I don't think anyone was negative about the VSC concept when it was mooted three years ago and then perfected: the drivers felt it was fairer, and the race directors thought it much faster to implement and thus safer - a major plus in the aftermath of Jules Bianchi's accident in Japan.

No-one, to my knowledge, raised the obvious point: with the VSC, the whole safety car system was also losing one of its key components - its ability to re-bunch the field. The theme was safety, safety, safety - and who could argue with that?

Well, I think it's time that someone does. We've got a major image problem in F1 and it's to do with a lack of overtaking and/or close racing.

Admittedly, safety cars can be time-consuming to deploy, and lapped runners can take forever to find their correct position in the line-ups, but the upside of bunched re-starts is the punctuation they supply to otherwise processional narratives.

Get rid of blue flags

This goes against my natural grain, flag marshal that I was, and so I've come to the conclusion only reluctantly.

If we don't have enough overtaking going forwards, let's back ourselves into it - use the slower cars to break up the processions at the front.

Again, I'm the first to admit that it's never been safer to pass slower cars: a driver about to be lapped listens to clear radio warnings before he faces an electronic blue, and usually the slower driver then backs right out of it, losing 10-15 sec in the process.

Sadly, though, that has taken away one of the great arts of high-speed driving.

James Hunt won the 1976 Canadian Grand Prix by his strategic use of the back-markers; Carlos Reutemann out-fumbled Niki Lauda to take the lead around a back-marker at Brands Hatch in 1978.

OK, Jochen Mass had no idea what he was doing when he moved over on Gilles Villeneuve at Zolder in 1982. And I'm certainly not suggesting that drivers should be left to do exactly what they please, with no thought at all being given to rear vision.

What I am saying is that the pressure should be on the leaders when they approach a mid-field bunch late in the race. They should effectively be plunging into the dark - and the speculation should be about which driver will make it easier for which front-runner.

There is an art to it - to making the move at the moment that causes maximum issues for your nearest rival - and it's something you always associate with the great drivers, from Stirling Moss to Jim Clark, from Jackie Stewart to Alain Prost.
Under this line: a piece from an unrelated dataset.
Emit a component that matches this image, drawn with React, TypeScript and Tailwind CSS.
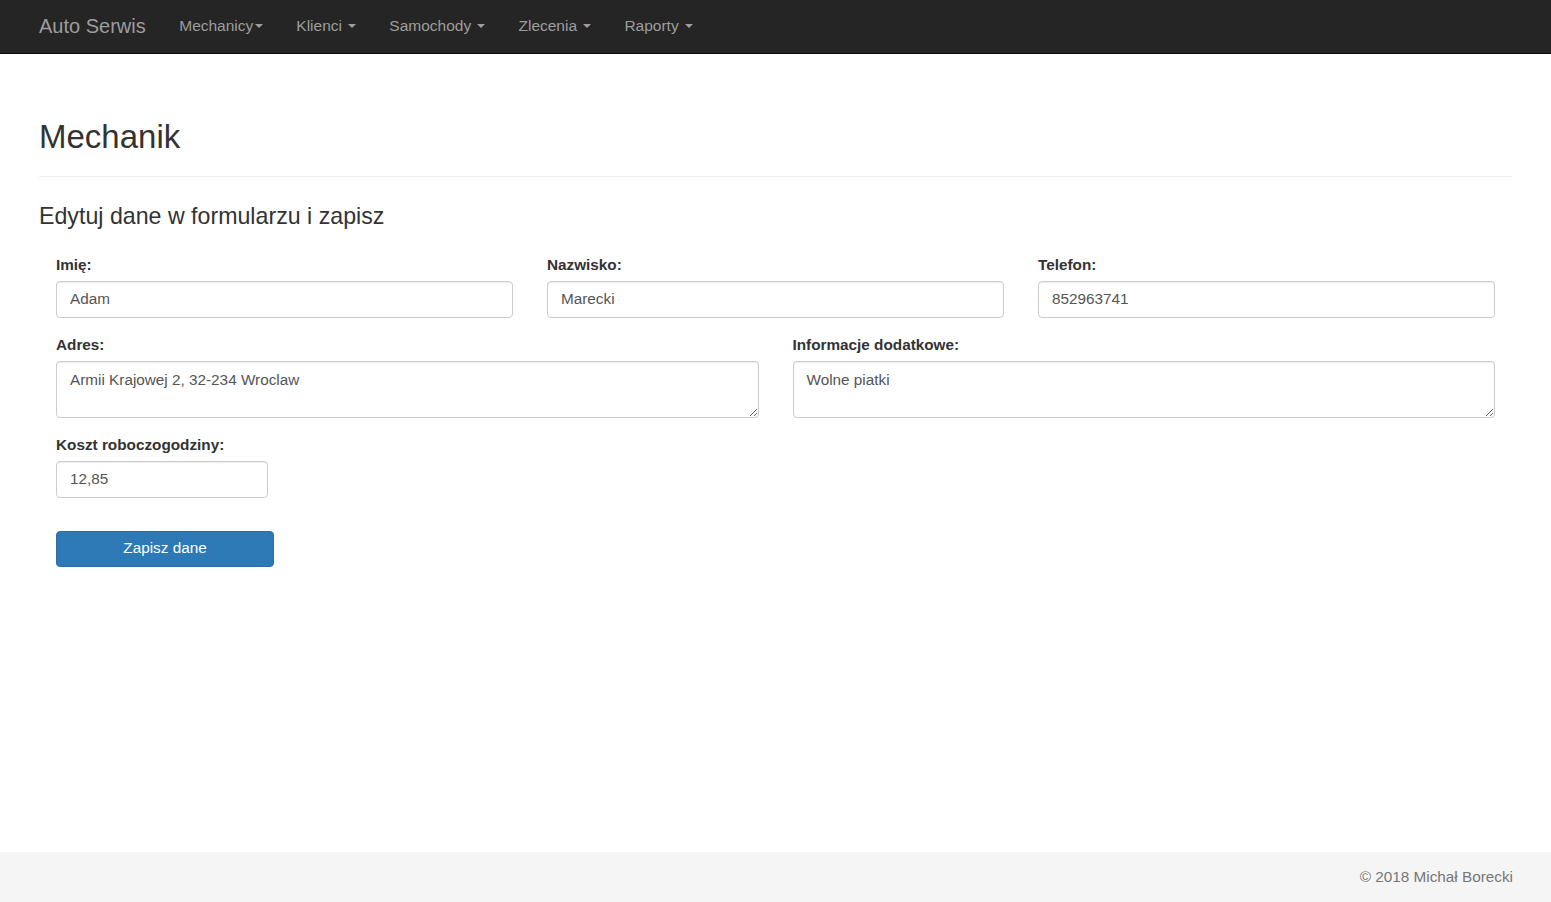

To Lewis, even, in his GP2 days.

We should still penalise slower drivers who do something stupid but that's it: otherwise, let the race take its course. We have enough cars to make a motor race: let's use 'em all.

Get rid of Drag Reduction Systems

They're chasing their own tails. They artificially help some car/driver combinations in some conditions, but we've overdone it - added more and more zones until there's no point in running low downforce at circuits like Montreal, or giving drivers like Daniel Ricciardo so much speed differential at circuits like Baku that they have nowhere to go when they're suddenly staring at a rear wing in front of them.

There's a theme here, of course, and it's called Return to Nature.

Racing drivers by definition are designed to overtake or defend, not to stand aside and say obediently, "After you, Claude." And the Drag Reduction System is swallowing itself in a plague of detection and activation zones that bear no relation to real racing.

That's in the short term. Medium term? It's going to be all about drivers, as I keep saying. There's nothing fundamentally wrong with F1 that a new era of Chinese, UAE, American, Indian and South American drivers won't put right.

We just need a system to make it work.